Bu toplum bir kader mi? Dünyanın bugünkü durumu, mümkün olan yegane durum mu? Yoksa önceki kuşaklarca yapılmış tercihlerin bir sonucu mu? Bugün ya da gelecekte yeni bir toplum mümkün mü?
Bu sorulardan yola çıkılarak bu çalışmada, toplumsal kategoriler tek tek ele alarak, Avrupa-merkezcilik ideolojisinin çökerttiği insan ruhunun etkinliğini, meta ruhunu yaratan kapitalizmi, adaletsizlik, eşitsizlik, savaş, ekolojik, bozukluk, milliyetçilik, kültürcülük, İslamcılık, radikal ayrılıkçı gelenekçilik ve tutuculuk, kadın sorunu, Ortadoğu denklemi, öğrenci sorunları ve eğitim gibi kategorileri eleştirel bir yöntemle değerlendirerek, ortaya konan bu çalışmanın kendisi, çarpıtılan, tahrif edilen, insan erdemi ve gerçeklerini, kültürü ve alternatif yaşam tarzının ne olacağı konusunda, yaşanabilir ve uygulanabilir bir ütopya için uygarlık temelinde sorgulama yapılarak sosyolojik bir bakış açısıyla yeniden sunulmaya çalışılmıştır.

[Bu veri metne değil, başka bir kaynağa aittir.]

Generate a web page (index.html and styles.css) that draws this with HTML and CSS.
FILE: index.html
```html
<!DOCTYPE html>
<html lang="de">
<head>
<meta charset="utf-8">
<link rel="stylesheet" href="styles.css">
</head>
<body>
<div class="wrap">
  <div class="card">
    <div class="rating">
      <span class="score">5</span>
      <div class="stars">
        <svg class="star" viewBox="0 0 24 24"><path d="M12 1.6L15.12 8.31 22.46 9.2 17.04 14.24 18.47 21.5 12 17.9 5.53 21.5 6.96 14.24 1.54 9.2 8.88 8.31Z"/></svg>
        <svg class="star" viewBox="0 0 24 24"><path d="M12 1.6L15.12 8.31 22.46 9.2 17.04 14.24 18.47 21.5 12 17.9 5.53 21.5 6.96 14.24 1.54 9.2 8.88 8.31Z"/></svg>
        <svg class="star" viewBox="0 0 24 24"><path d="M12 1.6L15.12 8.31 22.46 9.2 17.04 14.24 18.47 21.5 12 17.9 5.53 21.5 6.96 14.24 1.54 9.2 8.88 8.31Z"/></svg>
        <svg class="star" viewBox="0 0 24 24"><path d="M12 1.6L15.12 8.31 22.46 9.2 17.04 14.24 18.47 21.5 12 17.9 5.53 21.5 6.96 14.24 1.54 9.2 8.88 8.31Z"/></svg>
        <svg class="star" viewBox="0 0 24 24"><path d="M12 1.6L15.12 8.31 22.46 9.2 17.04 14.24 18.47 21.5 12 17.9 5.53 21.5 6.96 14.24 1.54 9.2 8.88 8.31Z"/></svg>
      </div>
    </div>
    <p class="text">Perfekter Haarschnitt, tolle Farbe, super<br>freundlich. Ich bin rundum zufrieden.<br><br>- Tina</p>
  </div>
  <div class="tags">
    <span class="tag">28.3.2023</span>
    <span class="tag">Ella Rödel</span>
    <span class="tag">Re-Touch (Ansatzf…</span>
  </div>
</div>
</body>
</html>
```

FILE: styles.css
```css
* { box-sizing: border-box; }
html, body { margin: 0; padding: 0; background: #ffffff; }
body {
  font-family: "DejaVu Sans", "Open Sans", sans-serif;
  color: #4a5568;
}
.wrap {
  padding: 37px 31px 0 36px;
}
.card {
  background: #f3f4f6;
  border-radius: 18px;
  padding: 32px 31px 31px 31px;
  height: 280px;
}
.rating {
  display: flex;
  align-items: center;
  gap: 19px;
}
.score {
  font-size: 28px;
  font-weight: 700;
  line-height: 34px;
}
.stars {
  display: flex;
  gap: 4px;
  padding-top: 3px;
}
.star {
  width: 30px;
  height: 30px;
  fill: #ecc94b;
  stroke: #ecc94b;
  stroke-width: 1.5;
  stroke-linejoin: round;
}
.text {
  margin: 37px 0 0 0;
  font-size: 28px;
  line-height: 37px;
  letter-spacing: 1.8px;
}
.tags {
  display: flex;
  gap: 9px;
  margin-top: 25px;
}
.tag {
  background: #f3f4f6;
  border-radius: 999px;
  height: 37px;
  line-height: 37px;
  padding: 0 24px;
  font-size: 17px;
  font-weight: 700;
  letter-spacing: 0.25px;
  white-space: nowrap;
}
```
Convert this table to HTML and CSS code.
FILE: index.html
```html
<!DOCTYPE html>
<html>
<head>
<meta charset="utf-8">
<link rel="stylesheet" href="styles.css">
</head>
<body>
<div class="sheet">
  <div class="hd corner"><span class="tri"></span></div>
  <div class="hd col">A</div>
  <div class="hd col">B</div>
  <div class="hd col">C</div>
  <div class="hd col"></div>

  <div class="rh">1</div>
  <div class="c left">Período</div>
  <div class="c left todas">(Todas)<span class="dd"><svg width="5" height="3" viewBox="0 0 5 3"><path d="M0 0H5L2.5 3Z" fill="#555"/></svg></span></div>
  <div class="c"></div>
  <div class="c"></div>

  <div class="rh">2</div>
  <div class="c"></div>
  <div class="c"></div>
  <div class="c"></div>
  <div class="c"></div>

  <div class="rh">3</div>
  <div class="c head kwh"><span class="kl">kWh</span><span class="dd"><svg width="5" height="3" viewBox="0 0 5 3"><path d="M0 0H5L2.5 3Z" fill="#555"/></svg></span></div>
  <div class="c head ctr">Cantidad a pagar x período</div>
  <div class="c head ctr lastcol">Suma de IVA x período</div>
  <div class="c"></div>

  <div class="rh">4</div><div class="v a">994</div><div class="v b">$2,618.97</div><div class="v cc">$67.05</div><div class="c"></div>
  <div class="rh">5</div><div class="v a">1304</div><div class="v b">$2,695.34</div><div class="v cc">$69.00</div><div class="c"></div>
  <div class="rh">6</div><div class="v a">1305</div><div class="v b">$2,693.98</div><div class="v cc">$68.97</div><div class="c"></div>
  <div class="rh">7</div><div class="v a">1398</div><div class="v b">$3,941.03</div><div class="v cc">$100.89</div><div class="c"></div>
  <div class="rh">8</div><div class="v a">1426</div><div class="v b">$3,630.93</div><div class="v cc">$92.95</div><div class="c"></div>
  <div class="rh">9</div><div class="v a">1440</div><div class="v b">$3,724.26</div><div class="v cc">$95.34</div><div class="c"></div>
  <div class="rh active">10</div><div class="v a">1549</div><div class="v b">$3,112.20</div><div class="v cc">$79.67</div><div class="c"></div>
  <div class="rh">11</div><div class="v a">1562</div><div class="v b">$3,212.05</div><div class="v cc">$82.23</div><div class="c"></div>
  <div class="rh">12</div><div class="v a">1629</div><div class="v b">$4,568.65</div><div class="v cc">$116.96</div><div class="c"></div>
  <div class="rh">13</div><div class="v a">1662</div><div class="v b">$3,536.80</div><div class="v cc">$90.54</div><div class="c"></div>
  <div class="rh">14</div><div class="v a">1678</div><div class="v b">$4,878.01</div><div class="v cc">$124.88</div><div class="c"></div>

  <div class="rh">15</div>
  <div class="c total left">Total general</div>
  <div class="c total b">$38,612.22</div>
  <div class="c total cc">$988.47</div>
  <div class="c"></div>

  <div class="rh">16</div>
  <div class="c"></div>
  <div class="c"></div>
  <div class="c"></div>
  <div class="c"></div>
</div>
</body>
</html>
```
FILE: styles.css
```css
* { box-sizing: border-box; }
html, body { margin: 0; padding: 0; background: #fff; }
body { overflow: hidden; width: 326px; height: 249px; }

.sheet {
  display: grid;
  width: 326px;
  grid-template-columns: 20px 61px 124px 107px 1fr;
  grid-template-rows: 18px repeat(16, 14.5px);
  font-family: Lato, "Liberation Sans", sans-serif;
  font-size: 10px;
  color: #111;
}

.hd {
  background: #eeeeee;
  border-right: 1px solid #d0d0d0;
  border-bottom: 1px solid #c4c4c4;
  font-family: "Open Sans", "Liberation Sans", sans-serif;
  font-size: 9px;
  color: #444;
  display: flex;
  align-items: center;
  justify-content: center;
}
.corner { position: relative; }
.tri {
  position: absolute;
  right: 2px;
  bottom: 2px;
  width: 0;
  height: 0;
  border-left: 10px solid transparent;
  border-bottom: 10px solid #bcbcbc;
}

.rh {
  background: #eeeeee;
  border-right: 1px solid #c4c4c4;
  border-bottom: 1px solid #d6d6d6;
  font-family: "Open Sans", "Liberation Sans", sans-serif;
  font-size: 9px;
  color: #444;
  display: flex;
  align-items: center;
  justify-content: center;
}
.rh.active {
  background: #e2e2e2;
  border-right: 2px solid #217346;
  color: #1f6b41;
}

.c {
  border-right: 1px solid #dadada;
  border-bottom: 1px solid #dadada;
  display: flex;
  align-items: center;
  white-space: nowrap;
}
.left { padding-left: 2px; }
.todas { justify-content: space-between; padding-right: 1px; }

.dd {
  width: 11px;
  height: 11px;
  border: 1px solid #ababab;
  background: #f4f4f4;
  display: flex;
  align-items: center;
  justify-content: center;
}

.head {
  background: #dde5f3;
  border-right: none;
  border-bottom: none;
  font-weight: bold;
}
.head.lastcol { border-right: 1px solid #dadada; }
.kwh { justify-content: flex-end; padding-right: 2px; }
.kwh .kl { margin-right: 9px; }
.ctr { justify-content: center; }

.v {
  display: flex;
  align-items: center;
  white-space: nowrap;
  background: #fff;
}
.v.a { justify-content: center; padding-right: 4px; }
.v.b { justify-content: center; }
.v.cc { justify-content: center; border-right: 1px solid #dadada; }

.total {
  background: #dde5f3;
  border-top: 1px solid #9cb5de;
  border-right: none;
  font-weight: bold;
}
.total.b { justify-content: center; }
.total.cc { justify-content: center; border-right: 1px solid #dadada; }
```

Bu anlamda insan topluluklarının tarihi yolculuğunda oluşan amansızlıklar, ziyan olan insanlar, ceset haline dönen ruhlar karşısında mutluluğun, gelişmenin, uygarlaşmanın, tüketime ve çalışmaya değil; duygusal ve birlikte yaşama becerisinin geliştirilmesine, sanata, oyuna, aşka dair emek sarf eden, bilinir ve uygulanabilir bir ütopyaya doğru ilerleyenlere ve her şey satılır, sayılır, tüketilir anlayışını sorgulayan, "iktisadi akla" karşı çıkanlara, sevginin, dostluğun ve aşkın önemine inananlara, insanlık üretmekten yan olanlara ve bir sabah işe gitmeyi sevgilisine dokunmak için reddedenlere, toplumu yeniden kurmak isteyenlere, insan topluluklarının yaşamını anlama yolculuğunda başlattığı keşifler, şimdiki zamanın yaşanmış zaman boyutunu içererek geleceğe doğru yolculuk yapmak isteyenlere ve tarih boyunca nice acılara yol açan tahakkümü ortadan kaldırmak isteyenlere dair.